The real treat is that Halla is played by Iceland’s foremost theatrical actress and comedienne, Halldóra Geirharðsdóttir who carries the film (and, at one point, a dead sheep carcass over her head and body). Geirharðsdóttir, who is famous in Iceland for having played Vladimir in Waiting for Godot and the knight in Don Quixote, could be mistaken for a man from a distance. As she dives under crevices to avoid detection and runs across the open moors, you are reminded of fugitive Richard Hanney running for his life across the Scottish highlands in Alfred Hitchcock’s The 39 Steps.

Halla is not only strong, nimble, and adept at eluding the helicopters and drones, but her stamina is as admirable as her aim with a bow and arrow. Halla is Iceland’s answer to Hawkeye in the Avengers, and she is single-handedly avenging mother earth from the aluminium industry, as Rio Tinto is about to begin operations of its new aluminium plant in the highlands.

It is the first of two whirlwind scenes in the highlands that allows Erlingsson to call the film both an action movie and a fairy tale. Halla’s great escape is both thrilling, and, in a hilarious meeting with an unlikely saviour, magical. Everyone, even a Superhero, needs some help from time to time, and here it comes from a big, hirsute greenhouse farmer (Jón Jóhannsson) who lives alone with his clever dog – pointedly named Woman – and who might just be related to Halla.

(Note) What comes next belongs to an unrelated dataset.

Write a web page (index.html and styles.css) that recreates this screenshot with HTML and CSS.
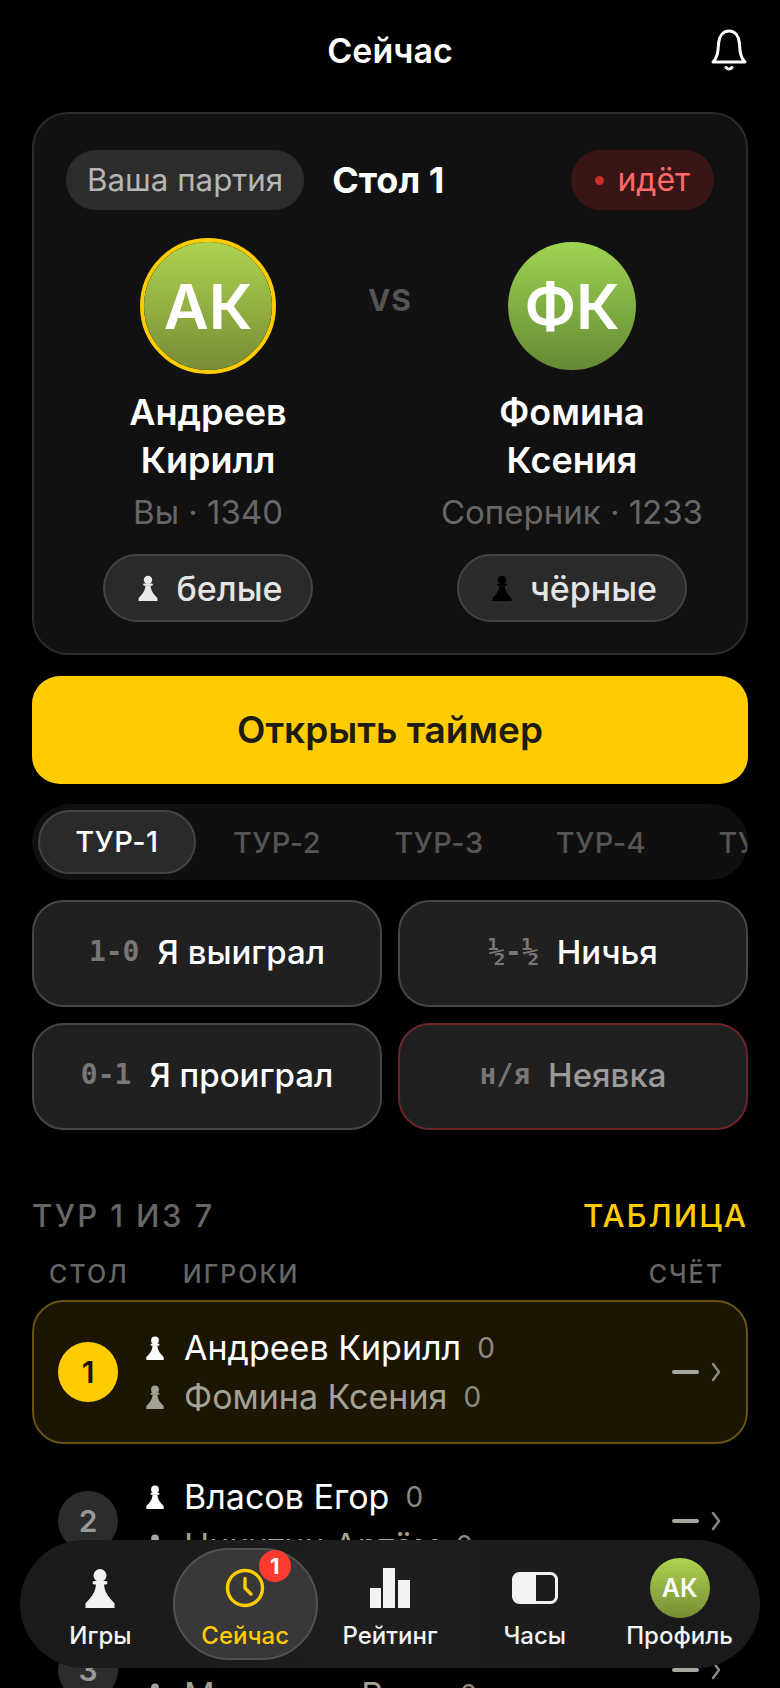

The joke here is that everyone might be related in Iceland so small is the gene pool, but the chemistry between Geirharðsdóttir and Jóhannsson lights up the screen. Not for the last time does the farmer hide Halla from the search parties as he gradually becomes her accomplice. On this first encounter he begrudgingly loans Halla his car and she speeds back to town where she is just a few minutes late for choir practice.

Halldóra Geirharðsdóttir in Woman at War - Credit IMDB

Halldóra Geirharðsdóttir in Woman at War

Erlingsson is not the kind of filmmaker to give us a straightforward environmental thriller or action movie, of course. Before long the film is saturated with Greek gods (Artemis, goddess of the Hunt with her bow and arrow); a Greek chorus, (in the form of a live band, headed by composer Davíð Þór Jónsson, and musicians Magnús Trygvason Eliassen and Ómar Guðjónsson); Ukrainian folklore (a Ukrainian female cappella trio), and Icelandic myth. For Halla happens to be the name of one of the two last outlaws in Iceland’s history, who, like present day Halla, survived on the run in the highlands in the seventeenth century.

Then Erlingsson adds a new dimension and richness, not to mention that all important moral dilemma to the story. Halla had nearly forgotten that years before she had applied to adopt a Ukrainian orphan and has, at this point, given up hope of having a child. Finally, though, the application has been approved. Halla is given a photo of a pretty, five-year-old girl with lively eyes and no future if Halla does not travel to Ukraine to save her.

Overjoyed as she is, Halla is torn by a news announcement that stirs her sense of responsibility to cause some serious damage to pylons and wires. But of course any prison record or even encounters with the police would jeopardise her application.

Here Erlingsson slyly delivers a variation on that old cliché in crime dramas where the protagonist has just one last bank to rob before he retires forever. And we all know that the last job never goes smoothly.

Woman at War is so much fun that you won’t want it to end, and when it does you might want to see it again. That is not say it is perfect. While Erlingsson’s inclination to break the fourth wall with the band is quirky and funny at first, it suffers from diminishing returns. The band, serving as a Greek chorus, is in situ where ever Halla goes: in the Highlands, on the roof of buildings, by the roadside and even, in Ukraine. The Ukrainian trio also overstay their welcome.

This overdose of whimsicality aside, Woman at War is not only uplifting and unpredictable, but confirms that there are plenty of great roles for middle-aged actresses if only someone will write them and finance them.